Manuel de Arriaga, que pagava do seu bolso uma renda mensal avultada – cem
escudos – para pernoitar em Belém (antes disso, alugara um palacete na Horta
Seca e comprara um automóvel para as deslocações oficiais). Bernardino Machado,
que concedia intermináveis audiências a pessoas das mais variadas origens
sociais e gastava todo o salário em festas e recepções. Sidónio Pais, que sofria
de insónias e trabalhava noite fora, com a capa militar pelos ombros e um
cobertor pelos joelhos. Morreu em funções, baleado na Estação do Rossio. Ou,
nas palavras de Vital Fontes, «O sr. dr. Sidónio Pais foi um dia ao Porto, e à
volta só o vi depois de embalsamado, na sala Luís XV, cheia de gente a desfilar
e muitos a chorar.»
Nitidamente,
o aprumado Vital apreciava sobremaneira a figura de Manuel Teixeira Gomes e o
apuro do seu gosto. Chama-lhe «príncipe árabe» e recorda, com indisfarçável
saudade, a elegância do Presidente e homem de letras que, curiosamente, era
ferrenho adepto de futebol, assistindo, sempre que podia, a uma partida «do
jogo da bola». Em contraste com esta admiração por Teixeira Gomes, os modos de
caserna de Gomes da Costa, cujos gritos de fúria troavam por todo o Palácio de
Belém, não deixaram saudades no refinado serviçal de reis e presidentes.
A
perspectiva de Vital Ferreira Fontes – e aí reside o interesse do seu livro – é
a perspectiva do criado.

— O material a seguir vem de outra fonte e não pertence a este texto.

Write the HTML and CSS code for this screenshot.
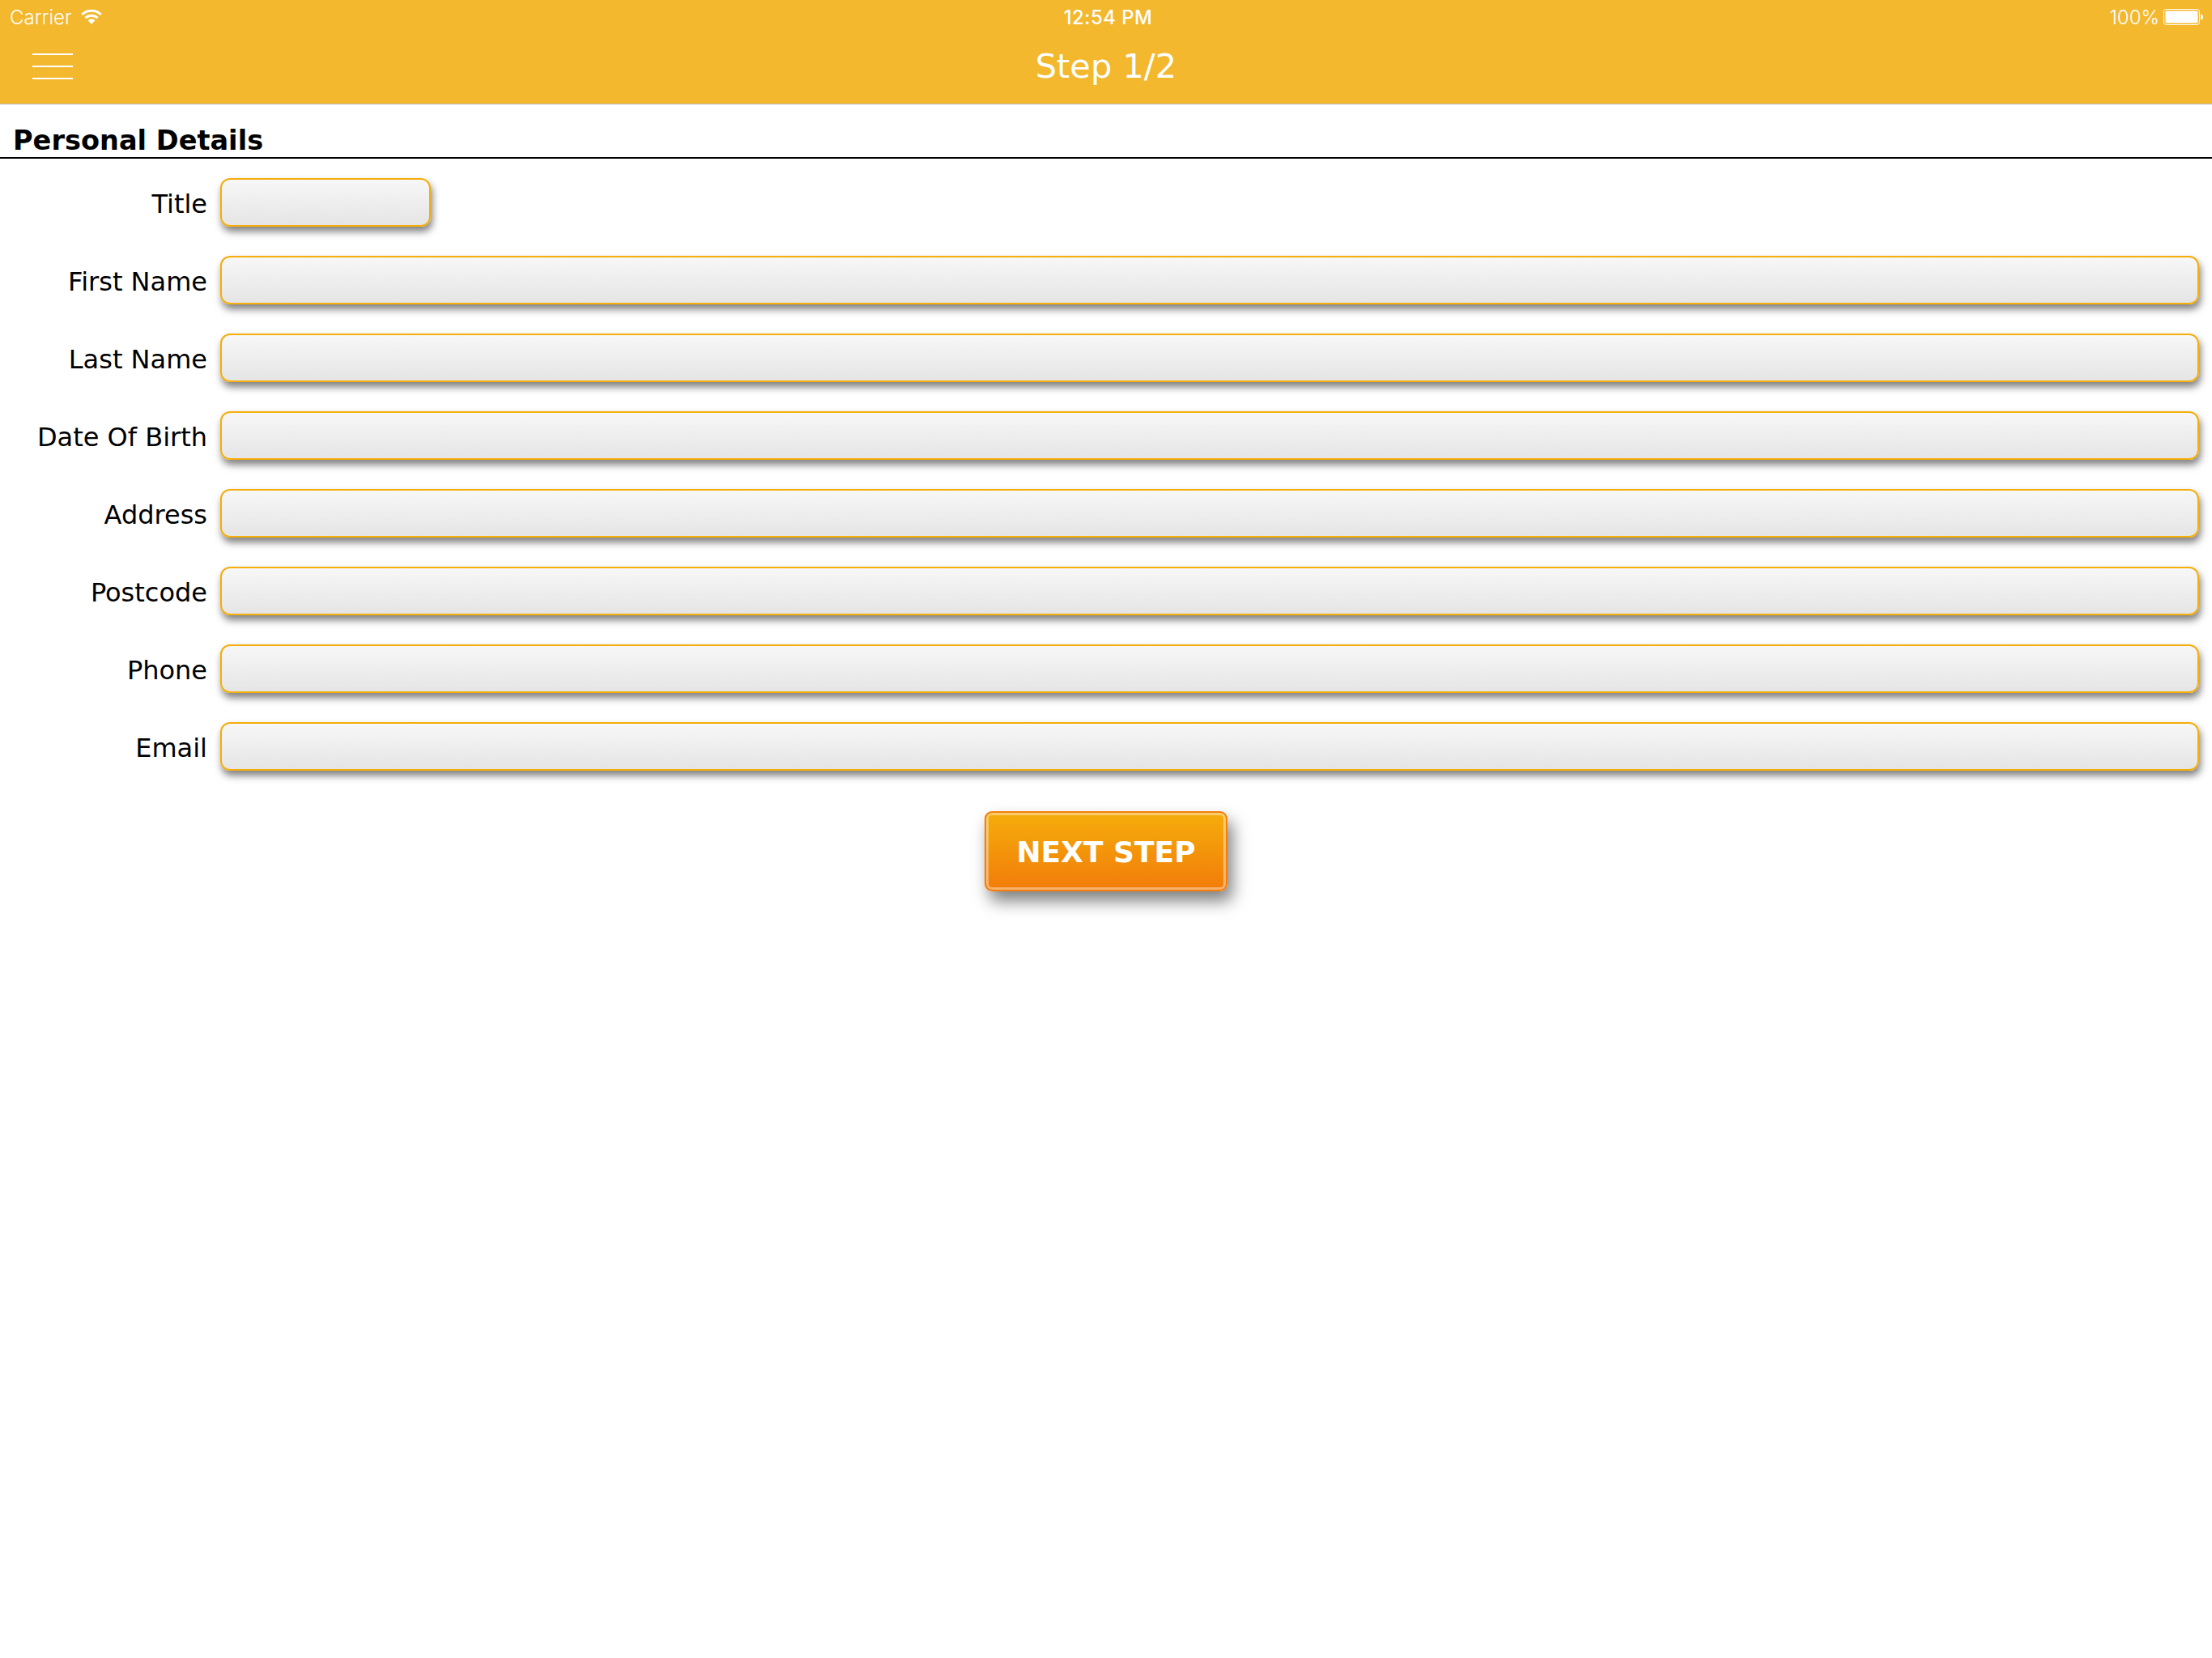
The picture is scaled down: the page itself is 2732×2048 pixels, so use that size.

Não o do
conhecido filme de Joseph Losey, que pouco a pouco inverte a hierarquia das
posições entre senhor e servo. Vital jamais o faria. Pelo contrário, mostra-se
sempre respeitador e humilde perante a memória de todos quantos serviu.
Mais
curioso ainda é saber que também no nosso tempo existiu uma versão aggiornata de Vital Ferreira Fontes. De
seu nome João Casteleiro, esteve 43 anos em serviço no Palácio de Belém. Pese a
diferença de muitas décadas, as trajectórias de vida de um e de outro revelam surpreendentes
afinidades. João Casteleiro tinha nove anos quando o pai foi contratado para o
Palácio de Cascais, no forte da Cidadela, servindo o último presidente com que
Vital trabalhou, Óscar Carmona. Durante a adolescência, João Casteleiro empregou-se
numa farmácia, nas imediações da Cidadela, cumpriu os deveres militares e,
entrando na idade adulta, pediu ao pai que o colocasse em Belém. O Presidente
de então, Craveiro Lopes, acabou por contratá-lo como contínuo, tinha ele 29
anos. Depois, seguiu-se Américo Thomaz – que, à semelhança de Carmona, só se
deslocava a Belém uma vez por semana. Quando ocorre o 25 de Abril, o Palácio
esteve três dias entregue aos funcionários, que ocuparam o tempo em jogos inocentes
e brincadeiras de salões. Numa célebre cadeira com dois leões dourados – que
Júlio Pomar colocaria no retrato oficial de Mário Soares – os colegas sentaram
João Casteleiro, e nomearam-no Presidente, funções que exerceu três dias, até à
chegada dos militares. Num registo semelhante ao de Vital Fontes, João Casteleiro
diz que todos os presidentes que serviu, antes e depois da revolução de Abril,
eram «homens bons». Nutre especial afeição por Ramalho Eanes e recorda o
«feitiozinho» de Mário Soares: «zangava-se muito, gritava, mas depois
passava-lhe rápido!» Uma vez, o Presidente ficou exasperado por terem servido
rosbife a convidados ingleses, que obviamente já conheciam o prato e decerto
pretendiam provar a comida portuguesa. Apesar das suas zangas momentâneas, em
1983 Mário Soares concedeu-lhe o título oficial de «mordomo» do Palácio de
Belém, funções que abandonou durante a Presidência de Jorge Sampaio. Se Vital
Fontes se lamenta, muito en passant, do
temperamento azougado dos filhos de Bernardino Machado, João Casteleiro demitiu-se
devido ao filho de Jorge Sampaio o ter preterido na organização de um evento, favorecendo
um funcionário mais novo, segundo referiu o mordomo em entrevista ao jornal Correio da Manhã, em Janeiro de 2016. Passam
os tempos, mudam as chefias do Estado. Mas lá permanece, intocada, a perspectiva do criado. Da Monarquia à
República, atravessando o Estado Novo e o Portugal democrático, Vital Fontes e
João Casteleiro partilharam o mesmo destino, sobre o qual, de resto, têm visões
bastante próximas. Outros os seguirão, pois servir é tarefa antiga. Tão velha
que até vem na Bíblia.
Eis um livro (entre outros) cuja reedição se justifica.